● **DIRECTIONS FOR THIS TASK**: Keep only the lines where "React" appears.

● **DATASET CONTENT**:
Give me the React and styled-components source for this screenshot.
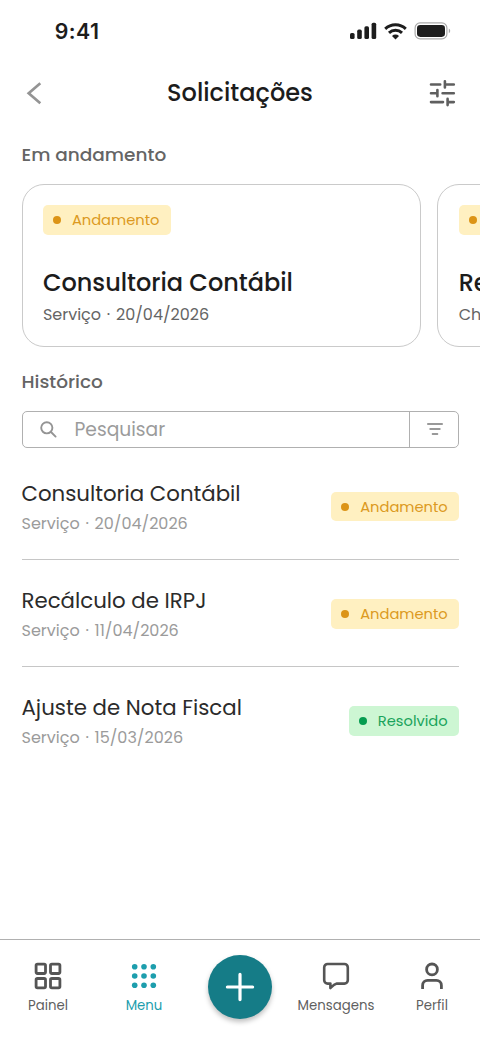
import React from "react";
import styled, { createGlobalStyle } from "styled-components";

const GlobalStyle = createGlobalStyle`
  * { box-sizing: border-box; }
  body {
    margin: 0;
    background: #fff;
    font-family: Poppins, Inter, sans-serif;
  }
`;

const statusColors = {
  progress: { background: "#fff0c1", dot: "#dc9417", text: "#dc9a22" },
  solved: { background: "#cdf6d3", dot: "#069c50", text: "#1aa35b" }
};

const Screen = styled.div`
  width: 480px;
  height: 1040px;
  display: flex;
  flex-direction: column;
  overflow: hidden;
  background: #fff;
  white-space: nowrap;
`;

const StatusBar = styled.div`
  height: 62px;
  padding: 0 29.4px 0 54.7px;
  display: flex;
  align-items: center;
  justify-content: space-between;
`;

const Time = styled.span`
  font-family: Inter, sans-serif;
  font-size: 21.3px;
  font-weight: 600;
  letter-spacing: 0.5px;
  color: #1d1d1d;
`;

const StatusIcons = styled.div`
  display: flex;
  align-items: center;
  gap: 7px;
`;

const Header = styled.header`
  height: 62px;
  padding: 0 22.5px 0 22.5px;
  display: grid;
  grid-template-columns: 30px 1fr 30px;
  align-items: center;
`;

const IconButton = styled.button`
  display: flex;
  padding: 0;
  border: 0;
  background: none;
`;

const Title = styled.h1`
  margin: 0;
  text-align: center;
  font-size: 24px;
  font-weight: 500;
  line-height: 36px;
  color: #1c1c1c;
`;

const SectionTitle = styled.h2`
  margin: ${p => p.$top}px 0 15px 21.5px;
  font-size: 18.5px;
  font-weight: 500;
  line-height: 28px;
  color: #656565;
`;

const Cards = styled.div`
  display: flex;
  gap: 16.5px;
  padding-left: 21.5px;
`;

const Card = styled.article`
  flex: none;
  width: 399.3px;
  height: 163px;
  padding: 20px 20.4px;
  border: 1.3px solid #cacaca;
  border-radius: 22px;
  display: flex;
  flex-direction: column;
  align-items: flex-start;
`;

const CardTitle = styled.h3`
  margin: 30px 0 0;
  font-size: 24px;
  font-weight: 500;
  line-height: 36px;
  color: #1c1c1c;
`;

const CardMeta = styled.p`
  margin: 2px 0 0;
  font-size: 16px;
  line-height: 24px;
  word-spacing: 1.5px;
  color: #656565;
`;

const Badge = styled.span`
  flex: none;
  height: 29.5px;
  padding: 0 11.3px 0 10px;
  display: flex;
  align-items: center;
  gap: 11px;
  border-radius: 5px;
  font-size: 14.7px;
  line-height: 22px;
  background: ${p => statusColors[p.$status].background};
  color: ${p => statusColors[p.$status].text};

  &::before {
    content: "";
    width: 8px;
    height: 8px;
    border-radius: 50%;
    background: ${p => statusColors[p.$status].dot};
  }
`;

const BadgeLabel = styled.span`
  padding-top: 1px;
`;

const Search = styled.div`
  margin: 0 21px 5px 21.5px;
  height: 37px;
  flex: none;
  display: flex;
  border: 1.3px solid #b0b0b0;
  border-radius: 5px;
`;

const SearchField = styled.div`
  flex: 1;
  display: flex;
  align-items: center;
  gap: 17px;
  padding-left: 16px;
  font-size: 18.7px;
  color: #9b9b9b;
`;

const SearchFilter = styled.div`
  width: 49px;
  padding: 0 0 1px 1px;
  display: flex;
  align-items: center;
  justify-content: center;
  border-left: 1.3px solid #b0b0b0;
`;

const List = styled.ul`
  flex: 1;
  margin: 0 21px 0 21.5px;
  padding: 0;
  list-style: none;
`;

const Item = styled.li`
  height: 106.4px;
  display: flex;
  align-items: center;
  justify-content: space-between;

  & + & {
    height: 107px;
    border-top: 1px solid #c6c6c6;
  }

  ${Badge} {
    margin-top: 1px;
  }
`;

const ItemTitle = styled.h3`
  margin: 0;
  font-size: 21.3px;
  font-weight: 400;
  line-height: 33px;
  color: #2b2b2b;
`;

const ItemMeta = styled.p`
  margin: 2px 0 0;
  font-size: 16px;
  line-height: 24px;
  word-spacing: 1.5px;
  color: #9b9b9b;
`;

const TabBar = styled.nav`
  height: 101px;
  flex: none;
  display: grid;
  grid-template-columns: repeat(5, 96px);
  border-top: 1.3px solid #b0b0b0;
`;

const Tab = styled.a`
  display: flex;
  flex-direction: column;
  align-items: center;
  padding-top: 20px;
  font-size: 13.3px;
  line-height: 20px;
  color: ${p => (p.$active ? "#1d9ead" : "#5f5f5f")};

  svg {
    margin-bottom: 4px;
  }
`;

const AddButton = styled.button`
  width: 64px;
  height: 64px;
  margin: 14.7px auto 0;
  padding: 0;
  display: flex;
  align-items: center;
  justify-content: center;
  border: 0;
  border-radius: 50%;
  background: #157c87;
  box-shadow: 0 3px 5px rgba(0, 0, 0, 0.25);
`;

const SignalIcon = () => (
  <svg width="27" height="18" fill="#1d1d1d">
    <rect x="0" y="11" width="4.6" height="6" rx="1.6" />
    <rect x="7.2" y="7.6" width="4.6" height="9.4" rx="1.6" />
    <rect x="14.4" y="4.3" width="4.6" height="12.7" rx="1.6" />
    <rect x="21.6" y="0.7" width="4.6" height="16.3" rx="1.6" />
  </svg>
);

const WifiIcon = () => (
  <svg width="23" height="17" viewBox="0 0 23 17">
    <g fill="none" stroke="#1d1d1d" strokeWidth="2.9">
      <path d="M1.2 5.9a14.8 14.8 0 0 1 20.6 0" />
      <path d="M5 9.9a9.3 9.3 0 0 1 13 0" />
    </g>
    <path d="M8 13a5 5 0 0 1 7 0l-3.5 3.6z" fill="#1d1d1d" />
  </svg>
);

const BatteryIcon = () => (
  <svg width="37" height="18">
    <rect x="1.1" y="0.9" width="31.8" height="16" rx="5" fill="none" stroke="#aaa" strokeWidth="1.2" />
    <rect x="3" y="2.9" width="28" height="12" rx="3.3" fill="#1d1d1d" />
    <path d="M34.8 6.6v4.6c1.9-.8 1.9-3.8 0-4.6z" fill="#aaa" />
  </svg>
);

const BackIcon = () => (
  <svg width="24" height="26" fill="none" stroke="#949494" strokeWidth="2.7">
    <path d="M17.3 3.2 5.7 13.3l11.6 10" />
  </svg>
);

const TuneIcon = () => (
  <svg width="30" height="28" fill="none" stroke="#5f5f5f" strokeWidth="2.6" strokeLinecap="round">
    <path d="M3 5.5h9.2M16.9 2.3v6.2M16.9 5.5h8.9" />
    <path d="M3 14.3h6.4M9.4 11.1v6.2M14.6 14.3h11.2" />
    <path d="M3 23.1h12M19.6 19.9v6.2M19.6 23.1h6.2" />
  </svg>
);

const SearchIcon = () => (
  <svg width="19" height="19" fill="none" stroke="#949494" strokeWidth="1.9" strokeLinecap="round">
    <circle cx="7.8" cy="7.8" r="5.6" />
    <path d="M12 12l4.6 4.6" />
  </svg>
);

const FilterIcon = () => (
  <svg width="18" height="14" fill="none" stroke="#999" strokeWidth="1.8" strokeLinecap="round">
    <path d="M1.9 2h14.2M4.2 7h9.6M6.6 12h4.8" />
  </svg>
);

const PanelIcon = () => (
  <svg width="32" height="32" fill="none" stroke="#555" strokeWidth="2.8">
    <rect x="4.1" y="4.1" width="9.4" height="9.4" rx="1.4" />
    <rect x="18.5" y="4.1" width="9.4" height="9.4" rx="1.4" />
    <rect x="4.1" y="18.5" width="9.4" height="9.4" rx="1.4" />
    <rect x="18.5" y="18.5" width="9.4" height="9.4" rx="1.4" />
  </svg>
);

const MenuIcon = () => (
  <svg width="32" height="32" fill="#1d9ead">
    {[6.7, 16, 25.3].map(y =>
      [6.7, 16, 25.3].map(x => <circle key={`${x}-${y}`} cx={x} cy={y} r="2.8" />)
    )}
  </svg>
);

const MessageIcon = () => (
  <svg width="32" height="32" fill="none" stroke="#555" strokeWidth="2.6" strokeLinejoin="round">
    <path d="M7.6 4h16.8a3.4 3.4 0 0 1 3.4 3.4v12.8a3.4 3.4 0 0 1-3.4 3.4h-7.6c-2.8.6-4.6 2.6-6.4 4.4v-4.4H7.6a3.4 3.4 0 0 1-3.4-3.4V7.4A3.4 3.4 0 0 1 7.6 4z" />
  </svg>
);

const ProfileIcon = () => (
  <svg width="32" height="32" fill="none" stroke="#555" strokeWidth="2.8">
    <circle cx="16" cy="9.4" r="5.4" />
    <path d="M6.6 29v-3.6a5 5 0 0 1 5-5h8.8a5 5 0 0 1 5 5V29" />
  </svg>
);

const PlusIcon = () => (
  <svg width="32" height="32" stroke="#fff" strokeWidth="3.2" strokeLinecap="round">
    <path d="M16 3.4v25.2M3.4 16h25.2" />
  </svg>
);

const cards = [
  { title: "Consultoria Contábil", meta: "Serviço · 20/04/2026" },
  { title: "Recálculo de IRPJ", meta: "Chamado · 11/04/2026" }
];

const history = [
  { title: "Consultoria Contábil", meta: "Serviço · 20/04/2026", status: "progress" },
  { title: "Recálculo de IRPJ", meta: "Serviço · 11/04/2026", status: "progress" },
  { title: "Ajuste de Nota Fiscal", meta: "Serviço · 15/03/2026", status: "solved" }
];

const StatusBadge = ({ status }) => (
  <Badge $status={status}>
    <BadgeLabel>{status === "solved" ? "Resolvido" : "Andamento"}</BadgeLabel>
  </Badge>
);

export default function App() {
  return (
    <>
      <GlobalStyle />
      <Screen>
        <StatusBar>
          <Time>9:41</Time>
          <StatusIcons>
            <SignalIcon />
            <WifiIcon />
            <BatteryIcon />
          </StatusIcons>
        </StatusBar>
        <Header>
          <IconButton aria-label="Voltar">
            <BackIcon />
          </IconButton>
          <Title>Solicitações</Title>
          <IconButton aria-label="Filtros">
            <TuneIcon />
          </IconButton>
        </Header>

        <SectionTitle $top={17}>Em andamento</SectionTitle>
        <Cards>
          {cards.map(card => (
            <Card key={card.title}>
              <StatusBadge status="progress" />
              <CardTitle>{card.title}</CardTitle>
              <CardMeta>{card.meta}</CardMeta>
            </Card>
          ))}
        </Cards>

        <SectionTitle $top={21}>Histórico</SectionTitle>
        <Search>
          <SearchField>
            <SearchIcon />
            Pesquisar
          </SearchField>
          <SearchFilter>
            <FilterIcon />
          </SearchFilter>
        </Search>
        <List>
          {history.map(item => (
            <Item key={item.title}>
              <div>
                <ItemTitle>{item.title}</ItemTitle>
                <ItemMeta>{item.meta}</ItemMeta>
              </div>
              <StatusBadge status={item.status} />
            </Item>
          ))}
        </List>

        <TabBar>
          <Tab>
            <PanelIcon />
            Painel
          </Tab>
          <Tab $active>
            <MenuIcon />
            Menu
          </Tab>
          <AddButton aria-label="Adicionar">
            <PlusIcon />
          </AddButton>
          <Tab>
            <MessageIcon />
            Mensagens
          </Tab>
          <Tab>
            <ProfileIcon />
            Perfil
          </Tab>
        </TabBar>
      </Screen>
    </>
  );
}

● **WRITTEN RESPONSE**:
Give me the React and styled-components source for this screenshot.
import React from "react";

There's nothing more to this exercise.